Work on the Lunar Reconnaissance Orbiter (LRO) set for launch in 2008, and on the lander known only as RLEP-2--the second mission in the Robotic Lunar Exploration Program--is being driven more by the need to find a place for humans to land again than by unfettered curiosity about Earth's huge satellite.
NASA Developing Robotic Scouts For Lunar Exploration
Originally posted by FredT
NASA seems to be geting serious about going back to the moon. The primary goal is to discover if there is a source of water below the surface in order to provide a jumping off point to explore the rest of the galaxy.
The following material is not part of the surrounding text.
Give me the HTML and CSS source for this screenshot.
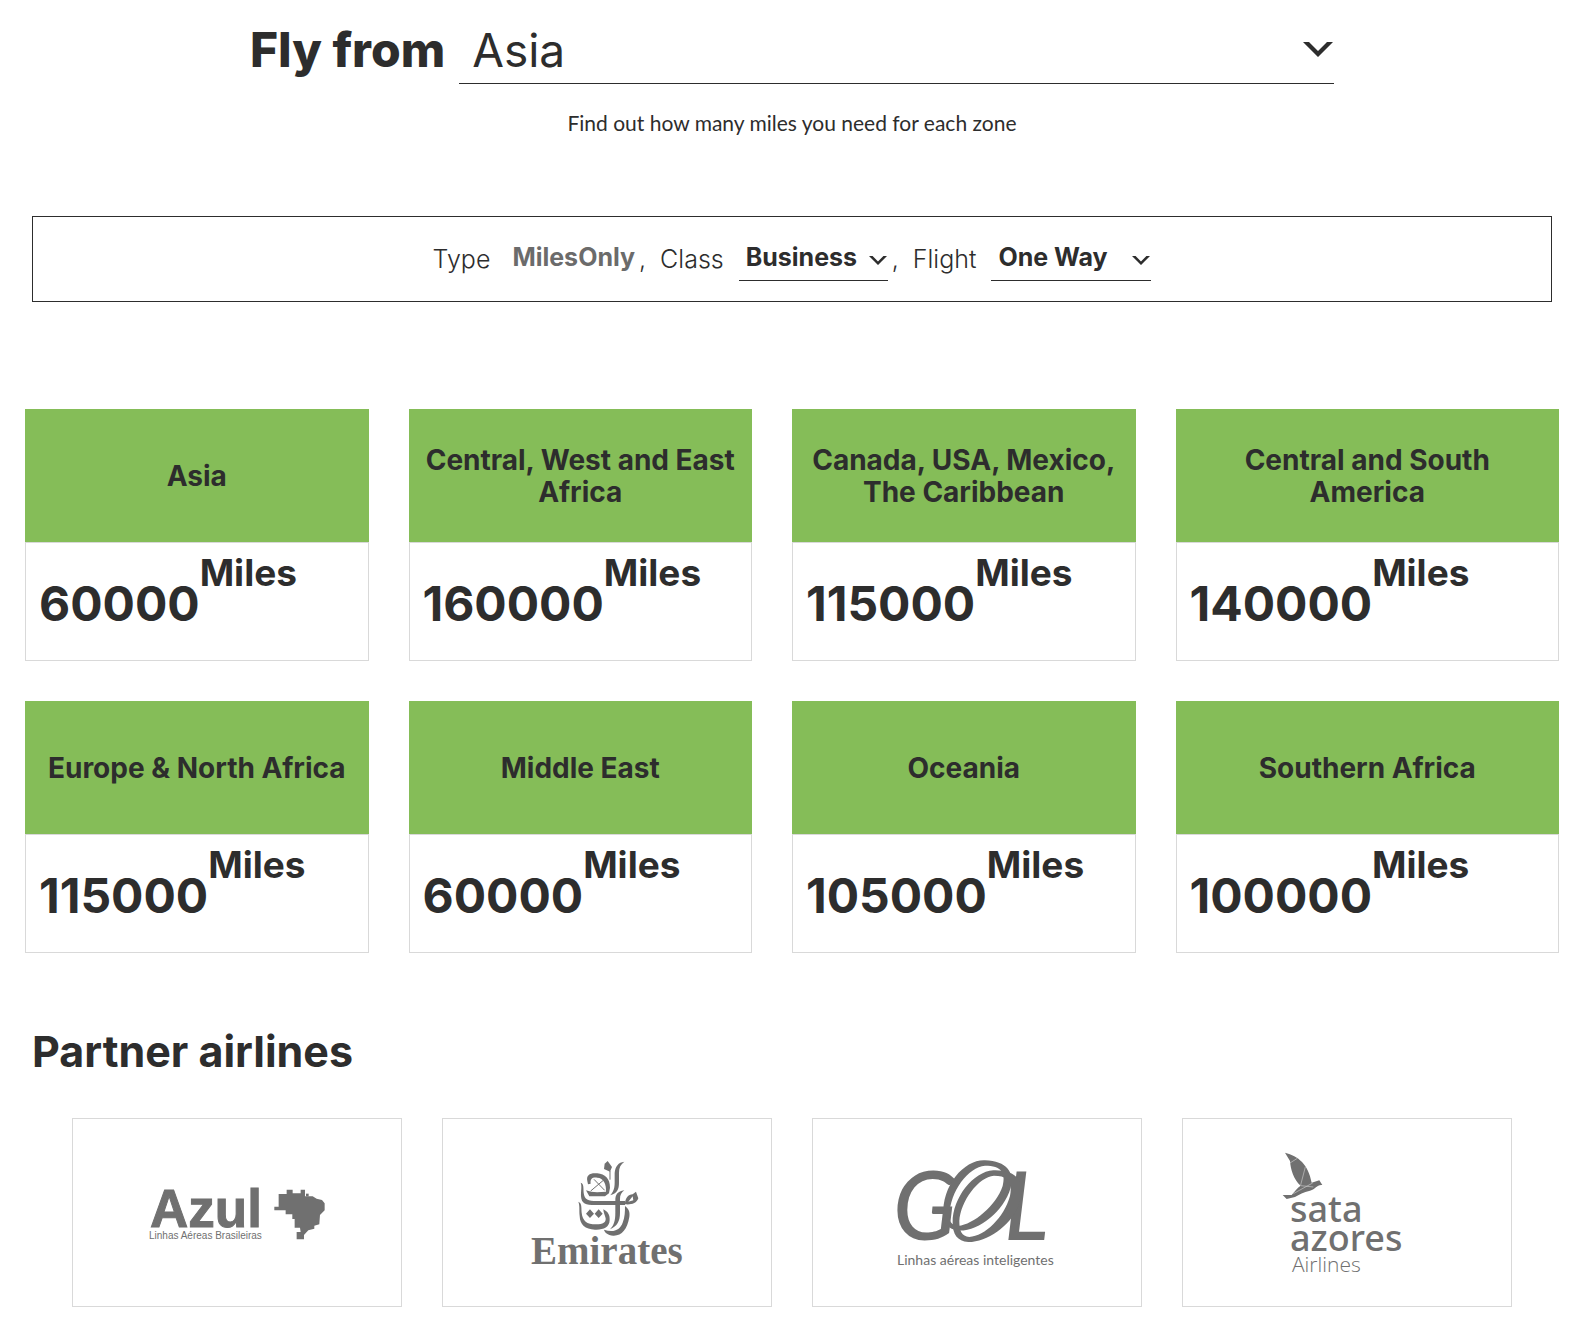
FILE: index.html
```html
<!DOCTYPE html>
<html lang="en">
<head>
    <meta charset="utf-8">
    <meta name="viewport" content="width=device-width, initial-scale=1">
    <title>Miles by zone</title>
    <link rel="stylesheet" href="styles.css">
</head>
<body>
    <header class="origin">
        <div class="origin-row">
            <label class="origin-label" for="origin">Fly from</label>
            <select class="origin-select" id="origin">
                <option>Asia</option>
                <option>Europe &amp; North Africa</option>
                <option>Middle East</option>
                <option>Oceania</option>
            </select>
        </div>
        <p class="origin-hint">Find out how many miles you need for each zone</p>
    </header>

    <form class="filters">
        <span class="filter-label">Type</span>
        <span class="filter-fixed">MilesOnly</span>
        <span class="comma">,</span>
        <label class="filter-label" for="class">Class</label>
        <select class="filter-select filter-class" id="class">
            <option>Business</option>
            <option>Economy</option>
        </select>
        <span class="comma">,</span>
        <label class="filter-label" for="flight">Flight</label>
        <select class="filter-select filter-flight" id="flight">
            <option>One Way</option>
            <option>Return</option>
        </select>
    </form>

    <main>
        <section class="zones">
            <article class="zone">
                <h2 class="zone-name">Asia</h2>
                <p class="zone-miles">60000<span class="unit">Miles</span></p>
            </article>
            <article class="zone">
                <h2 class="zone-name">Central, West and East Africa</h2>
                <p class="zone-miles">160000<span class="unit">Miles</span></p>
            </article>
            <article class="zone">
                <h2 class="zone-name">Canada, USA, Mexico, The Caribbean</h2>
                <p class="zone-miles">115000<span class="unit">Miles</span></p>
            </article>
            <article class="zone">
                <h2 class="zone-name">Central and South America</h2>
                <p class="zone-miles">140000<span class="unit">Miles</span></p>
            </article>
            <article class="zone">
                <h2 class="zone-name">Europe &amp; North Africa</h2>
                <p class="zone-miles">115000<span class="unit">Miles</span></p>
            </article>
            <article class="zone">
                <h2 class="zone-name">Middle East</h2>
                <p class="zone-miles">60000<span class="unit">Miles</span></p>
            </article>
            <article class="zone">
                <h2 class="zone-name">Oceania</h2>
                <p class="zone-miles">105000<span class="unit">Miles</span></p>
            </article>
            <article class="zone">
                <h2 class="zone-name">Southern Africa</h2>
                <p class="zone-miles">100000<span class="unit">Miles</span></p>
            </article>
        </section>

        <section class="partners">
            <h2 class="partners-title">Partner airlines</h2>
            <div class="partner-list">
                <div class="partner">
                    <svg class="logo" width="220" height="140" viewBox="127 1142 220 140">
                        <text class="azul-name" x="150" y="1226">Azul</text>
                        <text class="azul-tag" x="149" y="1238">Linhas Aéreas Brasileiras</text>
                        <g transform="translate(130 1160) scale(.3333)">
                            <path d="M433 137H446V99H470V86H488V97H512V86H525V106H548L560 113L576 117L584 127V148L570 162L568 190L553 194V203L535 208L522 222V235H500V213H512L510 200H494V174H487V160H467V148H433z"/>
                            <path d="M528 98h8v8h-8z"/>
                        </g>
                    </svg>
                </div>
                <div class="partner">
                    <svg class="logo" width="200" height="140" viewBox="507 1142 200 140">
                        <g transform="translate(510 1140) scale(.3333)">
                            <path d="M293 60L306 78L300 92L282 84L284 68z"/>
                            <path d="M343 62C325 64 316 76 314 96L314 125C314 145 308 155 300 163C322 156 327 145 327 125L327 95C327 80 332 70 343 62z"/>
                            <path d="M232 120C228 102 240 95 262 97C285 100 300 112 300 140L297 157L285 166H238L228 148C245 155 265 154 288 152C290 130 280 110 262 110C248 108 240 112 242 128L234 130z"/>
                            <path class="hairline" d="M300 90V116M280 118L242 150M252 115L284 148"/>
                            <path d="M212 125C222 128 220 140 221 155C223 176 235 180 260 180H345V192H255C228 192 214 188 213 165C213 145 216 135 212 125z"/>
                            <path d="M343 148C322 152 316 160 316 180V215C316 240 312 252 300 265C322 255 330 240 330 215V175C330 162 334 155 343 148z"/>
                            <path d="M205 182C216 186 214 200 215 215C218 240 230 250 258 250C280 250 288 245 287 232C285 222 280 215 280 205C294 212 300 222 299 238C298 260 280 267 255 266C225 264 210 252 209 225C207 205 210 195 205 182z"/>
                            <path d="M240 205l12 13-12 13-12-13zM266 205l12 13-12 13-12-13z"/>
                            <path fill-rule="evenodd" d="M378 152L385 172C380 188 362 192 345 190C345 172 355 160 368 160zM368 166L355 182L370 178z"/>
                            <path d="M345 195C358 205 360 215 358 228C352 265 335 285 310 284C292 282 284 275 282 266C310 275 330 268 338 245C345 228 345 212 345 195z"/>
                        </g>
                        <text class="emirates-name" x="531" y="1263">Emirates</text>
                    </svg>
                </div>
                <div class="partner">
                    <svg class="logo" width="210" height="140" viewBox="872 1142 210 140">
                        <text class="gol-name" x="893" y="1239">G</text>
                        <text class="gol-name" x="1004" y="1239">L</text>
                        <g transform="translate(870 1140) scale(.3333)" fill-rule="evenodd">
                            <path d="M220 225C215 130 285 55 345 58C410 60 435 95 422 140C400 215 320 275 260 268C235 262 222 250 220 225zM238 225C240 150 295 78 345 74C395 74 408 95 398 135C378 195 310 250 265 255C245 252 238 242 238 225z"/>
                            <path d="M248 245C248 170 310 92 370 88C425 86 460 110 455 160C445 235 365 302 295 303C262 300 248 280 248 245zM268 240C272 180 325 108 372 104C415 104 428 125 420 165C402 230 345 285 298 288C275 285 268 270 268 240z"/>
                        </g>
                        <text class="gol-tag" x="897" y="1264">Linhas aéreas inteligentes</text>
                    </svg>
                </div>
                <div class="partner">
                    <svg class="logo" width="180" height="160" viewBox="1257 1132 180 160">
                        <g transform="translate(1260 1130) scale(.3333)">
                            <path d="M75 65C115 75 145 100 155 155L178 148L187 162C170 160 168 174 150 179C130 184 118 190 105 198L80 204L68 192H95C105 180 112 170 122 164C100 145 92 115 90 90z"/>
                            <path class="seam" d="M90 96L112 82M122 162L136 108M100 188L158 156M122 164L160 168"/>
                        </g>
                        <text class="sata-name" x="1290" y="1221">sata</text>
                        <text class="sata-name" x="1290" y="1250">azores</text>
                        <text class="sata-tag" x="1292" y="1271">Airlines</text>
                    </svg>
                </div>
            </div>
        </section>
    </main>
</body>
</html>
```

FILE: styles.css
```css
:root {
    --ink: #2d2d2d;
    --muted: #6b6b6b;
    --green: #85bd58;
    --line: #d9d9d9;
    --logo: #707070;
}

* {
    box-sizing: border-box;
}

body {
    margin: 0;
    color: var(--ink);
    background: #fff;
    font-family: Inter, "Open Sans", sans-serif;
}

h2, p {
    margin: 0;
}

select {
    appearance: none;
    margin: 0;
    border: 0;
    border-bottom: 1px solid var(--ink);
    border-radius: 0;
    color: inherit;
    font-family: inherit;
    background-color: transparent;
    background-image: url("data:image/svg+xml,%3Csvg xmlns='http://www.w3.org/2000/svg' viewBox='0 0 30 15'%3E%3Cpath d='M0 0h6l9 9 9-9h6L15 15z' fill='%232d2d2d'/%3E%3C/svg%3E");
    background-repeat: no-repeat;
    cursor: pointer;
}

/* Origin */
.origin {
    padding: 16px 254px 0 250px;
}

.origin-row {
    display: flex;
    align-items: center;
    gap: 14px;
}

.origin-label {
    font-size: 48px;
    font-weight: 800;
    line-height: 68px;
    white-space: nowrap;
}

.origin-select {
    flex: 1;
    min-width: 0;
    height: 68px;
    padding: 0 48px 0 13px;
    font-size: 46px;
    font-weight: 400;
    background-size: 30px 15px;
    background-position: right 1px top 26px;
}

.origin-hint {
    margin-top: 23px;
    font-family: Lato, sans-serif;
    font-size: 21px;
    line-height: 32px;
    text-align: center;
}

/* Filters */
.filters {
    display: flex;
    align-items: center;
    justify-content: center;
    margin: 77px 36px 0 32px;
    padding: 18px;
    border: 1px solid var(--ink);
    font-size: 25px;
    line-height: 44px;
}

.filter-label {
    font-weight: 300;
}

.filter-fixed {
    margin: 0 4px 4px 22px;
    color: var(--muted);
    font-weight: 700;
}

.comma {
    margin-right: 14px;
    font-weight: 300;
}

.filter-select {
    height: 44px;
    margin-left: 15px;
    padding: 0 30px 4px 7px;
    font-size: 25px;
    font-weight: 700;
    background-size: 18px 9px;
    background-position: right 1px top 19px;
}

.filter-class {
    width: 149px;
    margin-right: 4px;
}

.filter-flight {
    width: 160px;
}

/* Zones */
.zones {
    display: grid;
    grid-template-columns: repeat(4, 1fr);
    row-gap: 40px;
    margin: 107px 29px 0 25px;
}

.zone {
    display: flex;
    flex-direction: column;
    margin-right: 40px;
}

.zone:nth-child(4n) {
    margin-right: 0;
}

.zone-name {
    display: flex;
    align-items: center;
    justify-content: center;
    min-height: 133px;
    padding: 0 14px;
    background: var(--green);
    font-size: 28px;
    font-weight: 700;
    line-height: 32px;
    text-align: center;
}

.zone-miles {
    flex: 1;
    min-height: 119px;
    padding: 12px 13px;
    border: 1px solid var(--line);
    font-size: 48px;
    font-weight: 700;
    line-height: 60px;
    white-space: nowrap;
}

.unit {
    font-size: 37px;
    line-height: 36px;
    vertical-align: 35px;
}

/* Partners */
.partners {
    padding: 72px 36px 27px 32px;
}

.partners-title {
    font-size: 43px;
    font-weight: 700;
    line-height: 52px;
}

.partner-list {
    display: grid;
    grid-template-columns: repeat(4, 1fr);
    gap: 40px;
    margin: 41px 40px 0;
}

.partner {
    display: flex;
    align-items: center;
    justify-content: center;
    height: 189px;
    border: 1px solid var(--line);
}

.logo {
    fill: var(--logo);
}

.hairline {
    fill: none;
    stroke: var(--logo);
    stroke-width: 3;
}

.seam {
    fill: none;
    stroke: #c8c8c8;
    stroke-width: 2;
}

.azul-name {
    font: 700 53px "Liberation Sans", sans-serif;
    stroke: var(--logo);
    stroke-width: 1;
}

.azul-tag {
    font: 10px "Liberation Sans", sans-serif;
}

.emirates-name {
    font: 700 39px "Liberation Serif", serif;
}

.gol-name {
    font: italic 500 94px Lato, sans-serif;
}

.gol-tag {
    font: 14px Lato, sans-serif;
}

.sata-name {
    font: 500 36px "Noto Sans", sans-serif;
}

.sata-tag {
    font: 300 21px "Open Sans", sans-serif;
}
```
In addition to the purely scientific aspect the presence of water in the moon would also dove tail nicely with NASA's plans to try to use local resources in an eventual drive to Mars.
Originally posted by Frosty
I doubt whether there is a source of water more than I doubt whether there is water on the moon
nssdc.gsfc.nasa.gov...
On 5 March 1998 it was announced that data returned by the Lunar Prospector spacecraft indicated that water ice is present at both the north and south lunar poles, in agreement with Clementine results for the south pole reported in November 1996. The ice originally appeared to be mixed in with the lunar regolith (surface rocks, soil, and dust) at low concentrations conservatively estimated at 0.3 to 1 percent. Subsequent data from Lunar Prospector taken over a longer period has indicated the possible presence of discrete, confined, near-pure water ice deposits buried beneath as much as 18 inches (40 centimeters) of dry regolith, with the water signature being stronger at the Moon's north pole than at the south (1). The ice was thought to be spread over 10,000 to 50,000 square km (3,600 to 18,000 square miles) of area near the north pole and 5,000 to 20,000 square km (1,800 to 7,200 square miles) around the south pole, but the latest results show the water may be more concentrated in localized areas (roughly 1850 square km, or 650 square miles, at each pole) rather than being spread out over these large regions. The estimated total mass of ice is 6 trillion kg (6.6 billion tons). Uncertainties in the models mean this estimate could be off considerably.